» Directions: Determine how many lines carry the word "components". Output that number only.

» Information supplied:
┌────────

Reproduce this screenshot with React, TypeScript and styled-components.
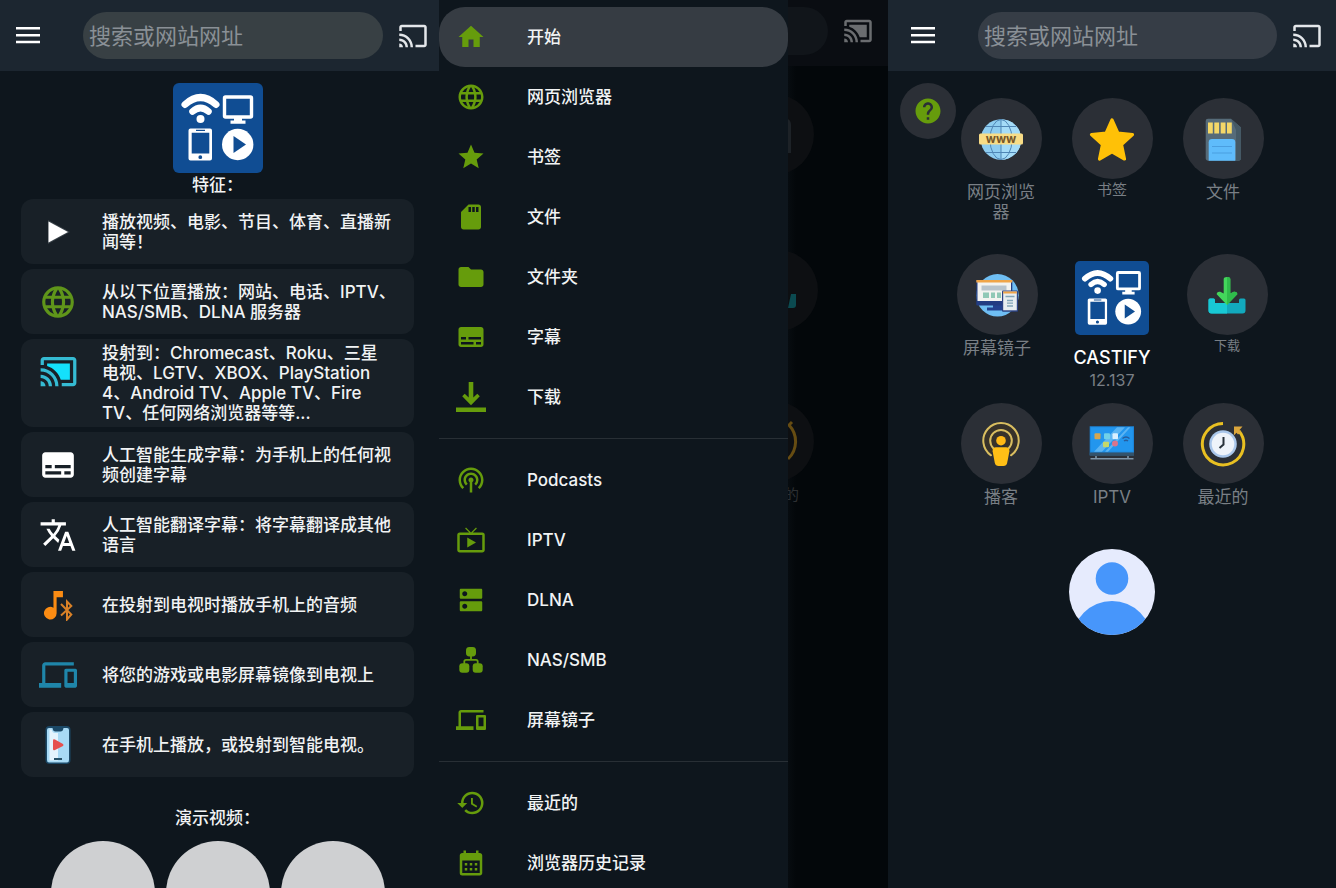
import React from "react";
import styled, { createGlobalStyle } from "styled-components";
import {
  MdCalendarMonth,
  MdCast,
  MdCastConnected,
  MdDevices,
  MdDns,
  MdFolder,
  MdHelp,
  MdHistory,
  MdHome,
  MdLanguage,
  MdLiveTv,
  MdPodcasts,
  MdSdStorage,
  MdStar,
  MdSubtitles,
  MdTranslate,
} from "react-icons/md";

const color = {
  page: "#0e161d",
  bar: "#1c2630",
  card: "#182027",
  disc: "#2b2f36",
  text: "#f1f3f4",
  muted: "#797f85",
  green: "#669c0c",
};

const GlobalStyle = createGlobalStyle`
  *, *::before, *::after { box-sizing: border-box; }
  body {
    margin: 0;
    background: ${color.page};
    color: ${color.text};
    font-family: Inter, "Noto Sans CJK SC", sans-serif;
    font-size: 17px;
    line-height: 20px;
  }
  ul { margin: 0; padding: 0; list-style: none; }
  h2, p { margin: 0; }
  svg { display: block; flex: none; }
`;

/* ---------- shared ---------- */

const Page = styled.main`
  display: grid;
  grid-template-columns: 439fr 449fr 448fr;
  height: 100vh;
  overflow: hidden;
`;

const Screen = styled.section`
  position: relative;
  min-width: 0;
  background: ${color.page};
`;

const TopBar = styled.header<{ $inset: number; $end: number }>`
  display: flex;
  align-items: center;
  height: 71px;
  padding: 0 ${(p) => p.$end}px 0 ${(p) => p.$inset}px;
  background: ${color.bar};
`;

const IconButton = styled.button`
  display: flex;
  padding: 0;
  border: 0;
  background: none;
  color: #e4e7ea;
`;

const SearchBox = styled.input<{ $fill: string }>`
  flex: 1;
  min-width: 0;
  height: 47px;
  margin: 0 15px 0 43px;
  padding: 0 6px;
  border: 0;
  border-radius: 24px;
  background: ${(p) => p.$fill};
  color: ${color.text};
  font: 22px/28px Inter, "Noto Sans CJK SC", sans-serif;
  &::placeholder { color: #8a9096; opacity: 1; }
`;

const MenuGlyph = () => (
  <svg width="24" height="18" viewBox="0 0 24 18" stroke="#fff" strokeWidth="2.6">
    <path d="M0 1.300h24M0 8.200h24M0 15h24" />
  </svg>
);

function SearchBar({ inset, end, fill, id }: { inset: number; end: number; fill: string; id: string }) {
  return (
    <TopBar $inset={inset} $end={end}>
      <IconButton aria-label="菜单"><MenuGlyph /></IconButton>
      <SearchBox id={id} $fill={fill} type="text" placeholder="搜索或网站网址" aria-label="搜索或网站网址" />
      <IconButton aria-label="投射"><MdCast size={30} /></IconButton>
    </TopBar>
  );
}

const CastifyLogo = ({ size }: { size: number }) => (
  <svg width={size} height={size} viewBox="0 0 90 90" role="img" aria-label="Castify">
    <rect width="90" height="90" rx="6" fill="#104d93" />
    <g fill="none" stroke="#fff" strokeLinecap="round">
      <path d="M12 21.5Q27.5 7.500 43 21.500" strokeWidth="7" />
      <path d="M19.500 28.500Q27.500 21.500 35.500 28.500" strokeWidth="6.500" />
    </g>
    <circle cx="27.500" cy="36" r="4" fill="#fff" />
    <rect x="51.500" y="14" width="27" height="20" rx="1" fill="none" stroke="#fff" strokeWidth="3.400" />
    <path d="M61 35h8v2.500h3.500v3.200h-15v-3.200H61z" fill="#fff" />
    <path d="M17.500 45.500h19.500a2 2 0 012 2v28a2 2 0 01-2 2H17.500a2 2 0 01-2-2v-28a2 2 0 012-2zm1.200 4.200V70.500h17.600V49.700zM23 46.800v1.200h9v-1.200zM27.300 72.300a1.900 1.900 0 100 3.800 1.900 1.900 0 000-3.800z" fill="#fff" fillRule="evenodd" />
    <circle cx="64.700" cy="61.500" r="15.700" fill="#fff" />
    <path d="M60.500 53v17l12.500-8.500z" fill="#104d93" />
  </svg>
);

/* ---------- feature list ---------- */

const Intro = styled.div`
  display: flex;
  flex-direction: column;
  align-items: center;
  padding: 12px 25px 0 21px;
`;

const Heading = styled.h2`
  padding: 2px 0 4px;
  font-size: 17px;
  line-height: 20px;
  font-weight: 500;
`;

const FeatureList = styled.ul`
  display: flex;
  flex-direction: column;
  gap: 5px;
  width: 100%;
  margin-bottom: 29px;
`;

const Feature = styled.li`
  display: flex;
  min-height: 65px;
  padding: 0 13px 0 17px;
  border-radius: 12px;
  background: ${color.card};
`;

const FeatureIcon = styled.span<{ $tint: string }>`
  display: flex;
  align-items: center;
  justify-content: center;
  width: 40px;
  height: 65px;
  margin-right: 24px;
  color: ${(p) => p.$tint};
`;

const FeatureText = styled.p`
  flex: 1;
  align-self: center;
  padding: 4px 0;
  font-weight: 500;
  white-space: pre-line;
`;

const Demos = styled.div`
  display: flex;
  gap: 11px;
  margin-top: 9px;
`;

const DemoButton = styled.button`
  width: 104px;
  height: 104px;
  border: 0;
  border-radius: 50%;
  background: #cfd0d2;
`;

const PlayGlyph = () => (
  <svg width="30" height="30" viewBox="0 0 30 30">
    <path d="M5 3v24l22-12z" fill="#58626a" opacity=".5" />
    <path d="M5.500 4.500v21L25 15z" fill="#fff" />
  </svg>
);

const CastOnGlyph = () => (
  <svg width="39" height="39" viewBox="0 0 24 24">
    <path d="M19 7H5v1.630c3.960 1.280 7.090 4.410 8.370 8.370H19z" fill="#14e0fb" />
    <path d="M1 18v3h3c0-1.660-1.340-3-3-3zm0-4v2c2.760 0 5 2.240 5 5h2c0-3.870-3.130-7-7-7zm0-4v2a9 9 0 019 9h2c0-6.080-4.930-11-11-11zM21 3H3c-1.100 0-2 .9-2 2v3h2V5h18v14h-7v2h7c1.100 0 2-.9 2-2V5c0-1.100-.9-2-2-2z" fill="#35bbd3" />
  </svg>
);

const BluetoothAudioGlyph = () => (
  <svg width="32" height="32" viewBox="0 0 32 32">
    <path d="M12 3v10.550A4 4 0 1014 17V7h4V3z" transform="translate(-7.500 -2.700) scale(1.580)" fill="#fb8c13" />
    <path d="M19 15l10.300 10.500-4.300 5V12.500l4.300 4.500L19 26.500" fill="none" stroke="#d98127" strokeWidth="2" />
  </svg>
);

const PhonePlayGlyph = () => (
  <svg width="28" height="40" viewBox="0 0 28 40">
    <rect x="1.500" y="1" width="25" height="38" rx="4" fill="#1b4866" />
    <path d="M5 3h3.500q.5 3.500 3 3.500h5q2.500 0 3-3.500H23q2 0 2 2v30q0 2.500-2 2.500H5q-2 0-2-2.500V5q0-2 2-2z" fill="#a8daf5" />
    <path d="M5.500 4.500h2q1 3.500 3.500 3.500h3v27.500H5.500z" fill="#e4f4fd" />
    <path d="M9 15.500q0-2 2-1l8 4.500q1 1 0 2l-8 4q-2 1-2-1z" fill="#e5504e" />
    <path d="M10 34h8" stroke="#285268" strokeWidth="2" />
  </svg>
);

const features: { text: string; tint: string; icon: React.ReactNode }[] = [
  { text: "播放视频、电影、节目、体育、直播新\n闻等！", tint: "#fff", icon: <PlayGlyph /> },
  { text: "从以下位置播放：网站、电话、IPTV、\nNAS/SMB、DLNA 服务器", tint: "#5f951a", icon: <MdLanguage size={38} /> },
  {
    text: "投射到：Chromecast、Roku、三星\n电视、LGTV、XBOX、PlayStation\n4、Android TV、Apple TV、Fire\nTV、任何网络浏览器等等...",
    tint: "#35bbd3",
    icon: <CastOnGlyph />,
  },
  { text: "人工智能生成字幕：为手机上的任何视\n频创建字幕", tint: "#fff", icon: <MdSubtitles size={38} /> },
  { text: "人工智能翻译字幕：将字幕翻译成其他\n语言", tint: "#fff", icon: <MdTranslate size={38} /> },
  { text: "在投射到电视时播放手机上的音频", tint: "#fb8c13", icon: <BluetoothAudioGlyph /> },
  { text: "将您的游戏或电影屏幕镜像到电视上", tint: "#1f86aa", icon: <MdDevices size={38} /> },
  { text: "在手机上播放，或投射到智能电视。", tint: "#fff", icon: <PhonePlayGlyph /> },
];

function FeatureScreen() {
  return (
    <Screen>
      <SearchBar id="search-features" inset={16} end={11} fill="#384044" />
      <Intro>
        <CastifyLogo size={90} />
        <Heading>特征：</Heading>
        <FeatureList>
          {features.map((f) => (
            <Feature key={f.text}>
              <FeatureIcon $tint={f.tint}>{f.icon}</FeatureIcon>
              <FeatureText>{f.text}</FeatureText>
            </Feature>
          ))}
        </FeatureList>
        <Heading>演示视频：</Heading>
        <Demos>
          {[1, 2, 3].map((n) => (
            <DemoButton key={n} aria-label={`演示 ${n}`} />
          ))}
        </Demos>
      </Intro>
    </Screen>
  );
}

/* ---------- drawer ---------- */

const DrawerScreen = styled(Screen)`
  display: grid;
  grid-template-columns: 349fr 100fr;
`;

const Drawer = styled.nav`
  padding-top: 7px;
  background: ${color.page};
`;

const DrawerGroup = styled.ul`
  & + & {
    margin-top: 11px;
    padding-top: 11px;
    border-top: 1px solid #282f35;
  }
`;

const DrawerLink = styled.a<{ $active?: boolean }>`
  display: flex;
  align-items: center;
  gap: 41px;
  height: 60px;
  padding-left: 17px;
  border-radius: 26px;
  background: ${(p) => (p.$active ? "#363c43" : "transparent")};
  color: ${color.text};
  font-weight: 500;
  text-decoration: none;
  svg { color: ${color.green}; }
`;

const DownloadGlyph = () => (
  <svg width="30" height="30" viewBox="0 0 30 30" fill="currentColor">
    <path d="M12.700 0h4.600v15.500l4-3.800 2.500 2.600L15 23.300l-8.800-9 2.500-2.600 4 3.800zM0 25.600h30V30H0z" />
  </svg>
);

const NetworkGlyph = () => (
  <svg width="30" height="30" viewBox="0 0 30 30" fill="currentColor">
    <rect x="10" y="2" width="10" height="9.500" rx="3.400" />
    <rect x="3.300" y="18.300" width="10" height="9.500" rx="3" />
    <rect x="16.700" y="18.300" width="10" height="9.500" rx="3" />
    <path d="M15 11v4M8.300 19v-2.500q0-1.700 1.700-1.700h10q1.700 0 1.700 1.700V19" fill="none" stroke="currentColor" strokeWidth="1.800" />
  </svg>
);

type MenuEntry = { label: string; icon: React.ReactNode; active?: boolean };

const menu: MenuEntry[][] = [
  [
    { label: "开始", icon: <MdHome size={30} />, active: true },
    { label: "网页浏览器", icon: <MdLanguage size={30} /> },
    { label: "书签", icon: <MdStar size={30} /> },
    { label: "文件", icon: <MdSdStorage size={30} /> },
    { label: "文件夹", icon: <MdFolder size={30} /> },
    { label: "字幕", icon: <MdSubtitles size={30} /> },
    { label: "下载", icon: <DownloadGlyph /> },
  ],
  [
    { label: "Podcasts", icon: <MdPodcasts size={30} /> },
    { label: "IPTV", icon: <MdLiveTv size={30} /> },
    { label: "DLNA", icon: <MdDns size={30} /> },
    { label: "NAS/SMB", icon: <NetworkGlyph /> },
    { label: "屏幕镜子", icon: <MdDevices size={30} /> },
  ],
  [
    { label: "最近的", icon: <MdHistory size={30} /> },
    { label: "浏览器历史记录", icon: <MdCalendarMonth size={30} /> },
  ],
];

/* The dimmed home screen showing beside the open drawer. */

const Backdrop = styled.div`
  overflow: hidden;
  background: linear-gradient(to right, #070c10, #03070a 8px);
`;

const BackdropBar = styled.div`
  display: flex;
  align-items: center;
  justify-content: space-between;
  height: 66px;
  padding: 0 15px 4px 0;
  background: #0a0d12;
  color: #6b6d70;
`;

const BackdropField = styled.div`
  width: 40px;
  height: 48px;
  border-radius: 0 24px 24px 0;
  background: #11151a;
`;

const BackdropTile = styled.div<{ $gap: number; $shift: number }>`
  width: 81px;
  height: 81px;
  margin: ${(p) => p.$gap}px 0 0 ${(p) => p.$shift}px;
  border-radius: 50%;
  background: #0d0f12;
`;

const BackdropLabel = styled.p`
  margin-top: 3px;
  font-size: 15px;
  margin-left: -4px;
  color: #2c2f32;
`;

function MenuScreen() {
  return (
    <DrawerScreen>
      <Drawer aria-label="主菜单">
        {menu.map((group, i) => (
          <DrawerGroup key={i}>
            {group.map((m) => (
              <li key={m.label}>
                <DrawerLink href="#" $active={m.active}>
                  {m.icon}
                  {m.label}
                </DrawerLink>
              </li>
            ))}
          </DrawerGroup>
        ))}
      </Drawer>
      <Backdrop>
        <BackdropBar>
          <BackdropField />
          <MdCastConnected size={30} />
        </BackdropBar>
        <BackdropTile $gap={28} $shift={-55}>
          <svg width="81" height="81" viewBox="0 0 81 81"><path d="M53 24q5 2 5 7v28h-5z" fill="#1d2227" /></svg>
        </BackdropTile>
        <BackdropTile $gap={75} $shift={-51}>
          <svg width="81" height="81" viewBox="0 0 81 81"><path d="M54 44h5v11q0 3-3 3h-5z" fill="#0b4a50" /></svg>
        </BackdropTile>
        <BackdropTile $gap={70} $shift={-55}>
          <svg width="81" height="81" viewBox="0 0 81 81"><path d="M59 21l-3 3a24 24 0 01-1 34" fill="none" stroke="#664c12" strokeWidth="3" /></svg>
        </BackdropTile>
        <BackdropLabel>的</BackdropLabel>
      </Backdrop>
    </DrawerScreen>
  );
}

/* ---------- home ---------- */

const HelpButton = styled.button`
  position: absolute;
  top: 83px;
  left: 12px;
  display: flex;
  align-items: center;
  justify-content: center;
  width: 56px;
  height: 56px;
  padding: 0;
  border: 0;
  border-radius: 50%;
  background: ${color.disc};
  color: ${color.green};
`;

const Tiles = styled.div`
  display: flex;
  flex-direction: column;
  align-items: center;
  padding-top: 27px;
`;

const TileRow = styled.ul<{ $gap: number; $after: number }>`
  display: flex;
  gap: ${(p) => p.$gap}px;
  margin-bottom: ${(p) => p.$after}px;
`;

const TileLink = styled.a`
  display: flex;
  flex-direction: column;
  align-items: center;
  gap: 3px;
  width: 81px;
  color: ${color.muted};
  text-align: center;
  text-decoration: none;
`;

const Disc = styled.span`
  display: flex;
  align-items: center;
  justify-content: center;
  width: 81px;
  height: 81px;
  border-radius: 50%;
  background: ${color.disc};
`;

const TileLabel = styled.span<{ $size: number }>`
  padding: 0 5px;
  font-size: ${(p) => p.$size}px;
  line-height: ${(p) => (p.$size < 17 ? p.$size + 1 : 20)}px;
`;

const Brand = styled.li`
  display: flex;
  flex-direction: column;
  align-items: center;
  width: 81px;
  padding-top: 7px;
`;

const BrandName = styled.p`
  margin: 13px 0 2px;
  color: #fff;
  font-size: 18px;
  font-weight: 500;
`;

const Version = styled.p`
  color: ${color.muted};
  font-size: 16px;
`;

const AvatarButton = styled.button`
  padding: 0;
  border: 0;
  border-radius: 50%;
  background: none;
`;

const BandText = styled.text`
  font: 700 12px Inter, sans-serif;
  fill: #75572a;
  text-anchor: middle;
`;

const Art = ({ children }: { children: React.ReactNode }) => (
  <svg width="46" height="46" viewBox="0 0 46 46">{children}</svg>
);

const WebArt = () => (
  <Art>
    <circle cx="23" cy="23.500" r="20.300" fill="#8fcdf0" />
    <path d="M23 3.200a20.300 20.300 0 010 40.600z" fill="#a5dcf8" />
    <g fill="none" stroke="#4f86b5" strokeWidth="1">
      <ellipse cx="23" cy="23.500" rx="11" ry="20" />
      <path d="M23 3v41M8 10.500h30M8 36.500h30" />
    </g>
    <rect x="1" y="17.500" width="44" height="11" rx="1.500" fill="#f8dc86" />
    <BandText x="23" y="26.500">www</BandText>
  </Art>
);

const StarArt = () => (
  <Art>
    <path d="M23 4l5.800 13L43.500 18.500 32.500 28.500 35.500 43 23 35.800 10.500 43 13.500 28.500 2.500 18.500 17.200 17z" fill="#ffc107" stroke="#ffc107" strokeWidth="3.200" strokeLinejoin="round" />
  </Art>
);

const SdArt = () => (
  <Art>
    <path d="M8 2.700h23L41 11.500V42q0 2.700-2.700 2.700H8.400q-2.700 0-2.700-2.700V5q0-2.300 2.300-2.300z" fill="#566b79" />
    <path d="M31 2.700l10 8.800V42q0 2.700-2.700 2.700H36V14z" fill="#455965" />
    <path d="M8 6.500h4.800v11H8zM14.300 6.500h4.800v11h-4.800zM20.700 6.500h4.800v11h-4.800zM27 6.500h4.800v11H27z" fill="#f3d768" />
    <path d="M12 23h20q3.300 0 3.300 3.300v18.400H8.700V26.300Q8.700 23 12 23z" fill="#5fbcfb" />
    <path d="M12 30.500h20M12 37h20" stroke="#4a9fe0" strokeWidth="1" />
  </Art>
);

const MirrorArt = () => (
  <Art>
    <circle cx="23.500" cy="23.300" r="21.200" fill="#6fbef3" />
    <path d="M13 38.500v-3h6V32h10v3.500h4v3z" fill="#23428f" />
    <rect x="2.300" y="8" width="36" height="25.500" rx="1" fill="#223c82" />
    <rect x="3.500" y="9" width="33.500" height="20" fill="#f3f3f0" />
    <path d="M2.300 8h36v2.600h-36z" fill="#f0a548" />
    <path d="M7.500 13.500h25v5h-25z" fill="#b8c4cc" />
    <path d="M9 20.500h6v5.500H9zM17 20.500h4v5.500h-4zM23 20.500h4v5.500h-4z" fill="#90c8b6" />
    <rect x="28" y="18.500" width="16" height="21.200" rx="1" fill="#2c4383" />
    <rect x="29.200" y="19.500" width="13.600" height="18.800" fill="#e8eef0" />
    <path d="M29.200 19.500h13.600v2H29.200z" fill="#f0a548" />
    <path d="M31.500 24.500h9M33 28.500h6M33 31.200h6M33 34h6" stroke="#82a6b8" strokeWidth="1.300" />
  </Art>
);

const DownloadArt = () => (
  <Art>
    <path d="M4.500 28q0-1.500 1.500-1.500h3.500q1.500 0 1.500 1.500v3h24v-3q0-1.500 1.500-1.500H40q1.500 0 1.500 1.500v10.500q0 3-3 3h-31q-3 0-3-3z" fill="#12a9bd" />
    <path d="M4.500 28q0-1.500 1.500-1.500h3.500q1.500 0 1.500 1.500v3h12v10.500H7.500q-3 0-3-3z" fill="#18c9d4" />
    <path d="M19.700 7q0-2 3.300-2t3.300 2v14.500l3.500-1.800q3.500-.5 3.500 2.500L23 33 12.700 22.200q0-3 3.500-2.500l3.500 1.800z" fill="#43d65b" />
    <path d="M23 5q3.300 0 3.300 2v14.500l3.500-1.800q3.500-.5 3.500 2.500L23 33z" fill="#2fbb4b" />
  </Art>
);

const PodcastArt = () => (
  <Art>
    <circle cx="23" cy="19.700" r="17" fill="#37322a" />
    <path d="M12 34l11-14 11 14v8H12z" fill={color.disc} />
    <g fill="none" stroke="#d9be60" strokeWidth="2" strokeLinecap="round">
      <path d="M13 34.300A17.700 17.700 0 1133 34.300" />
      <path d="M15.500 27.500a10.800 10.800 0 1115 0" />
    </g>
    <circle cx="23" cy="19.700" r="4.800" fill="#ffb915" />
    <path d="M18 26.200h10q3.600 0 3.400 4l-2.200 11.500q-.7 3.300-3.800 3.300h-4.800q-3.100 0-3.800-3.300l-2.200-11.500q-.2-4 3.400-4z" fill="#ffbf16" />
  </Art>
);

const TvArt = () => (
  <Art>
    <path d="M.7 5.300H45v29H.7z" fill="#1c84d8" />
    <path d="M1.800 6.300h42.100v24.500H1.800z" fill="#2296ee" />
    <path d="M28 6.300h8L13 30.800H5zM39 6.300h2.500L19 30.800h-3z" fill="#6fbdf4" opacity=".75" />
    <path d="M.7 31.500H45v3.200H.7z" fill="#34536b" />
    <path d="M1.500 37.800h43M7 35v3M39 35v3" stroke="#8096a8" strokeWidth="1.600" />
    <rect x="5.500" y="12.300" width="6" height="6" rx="1" fill="#d5a650" />
    <rect x="15" y="12.300" width="6" height="6" rx="1" fill="#6fd0e8" />
    <rect x="23.500" y="12.300" width="5.500" height="6" rx="1" fill="#d9efff" />
    <rect x="14" y="20.800" width="6" height="5.500" rx="1" fill="#c4d86a" />
    <circle cx="26" cy="22.500" r="3" fill="#d9748c" />
    <path d="M33.500 17.500q3.500-3 7 0M35 20q2-1.700 4 0" fill="none" stroke="#285d9c" strokeWidth="1.400" />
  </Art>
);

const RecentArt = () => (
  <Art>
    <path d="M23 2.500A20.700 20.700 0 1039 10" fill="none" stroke="#e9c022" strokeWidth="3" />
    <path d="M34 5.500h8.500L39.500 9l1.500 2-3 2.500-1.500-1.700-2.500 2.400z" fill="#dba63c" />
    <circle cx="23" cy="23" r="13.800" fill="#a9c6ea" />
    <circle cx="23" cy="23" r="11.300" fill="#eef3fa" />
    <path d="M23.500 16v7.500L19.500 27" fill="none" stroke="#28313a" strokeWidth="2" />
  </Art>
);

type Tile = { label: string; art: React.ReactNode; size?: number };

const topTiles: Tile[] = [
  { label: "网页浏览器", art: <WebArt /> },
  { label: "书签", art: <StarArt />, size: 15 },
  { label: "文件", art: <SdArt /> },
];
const bottomTiles: Tile[] = [
  { label: "播客", art: <PodcastArt /> },
  { label: "IPTV", art: <TvArt /> },
  { label: "最近的", art: <RecentArt /> },
];

const TileItem = ({ label, art, size = 17 }: Tile) => (
  <li>
    <TileLink href="#">
      <Disc>{art}</Disc>
      <TileLabel $size={size}>{label}</TileLabel>
    </TileLink>
  </li>
);

function HomeScreen() {
  return (
    <Screen>
      <SearchBar id="search-home" inset={23} end={14} fill="#363d46" />
      <HelpButton aria-label="帮助"><MdHelp size={30} /></HelpButton>
      <Tiles>
        <TileRow $gap={30} $after={32}>
          {topTiles.map((t) => <TileItem key={t.label} {...t} />)}
        </TileRow>
        <TileRow $gap={34} $after={13}>
          <TileItem label="屏幕镜子" art={<MirrorArt />} />
          <Brand>
            <CastifyLogo size={74} />
            <BrandName>CASTIFY</BrandName>
            <Version>12.137</Version>
          </Brand>
          <TileItem label="下载" art={<DownloadArt />} size={13} />
        </TileRow>
        <TileRow $gap={30} $after={42}>
          {bottomTiles.map((t) => <TileItem key={t.label} {...t} />)}
        </TileRow>
        <AvatarButton aria-label="账户">
          <svg width="86" height="86" viewBox="0 0 86 86">
            <clipPath id="avatar-clip"><circle cx="43" cy="43" r="43" /></clipPath>
            <circle cx="43" cy="43" r="43" fill="#e6ebfd" />
            <circle cx="43" cy="29.500" r="16.300" fill="#4796fb" />
            <circle cx="43" cy="92" r="40" fill="#4796fb" clipPath="url(#avatar-clip)" />
          </svg>
        </AvatarButton>
      </Tiles>
    </Screen>
  );
}

export default function App() {
  return (
    <>
      <GlobalStyle />
      <Page>
        <FeatureScreen />
        <MenuScreen />
        <HomeScreen />
      </Page>
    </>
  );
}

└────────

» Response for this exercise: 2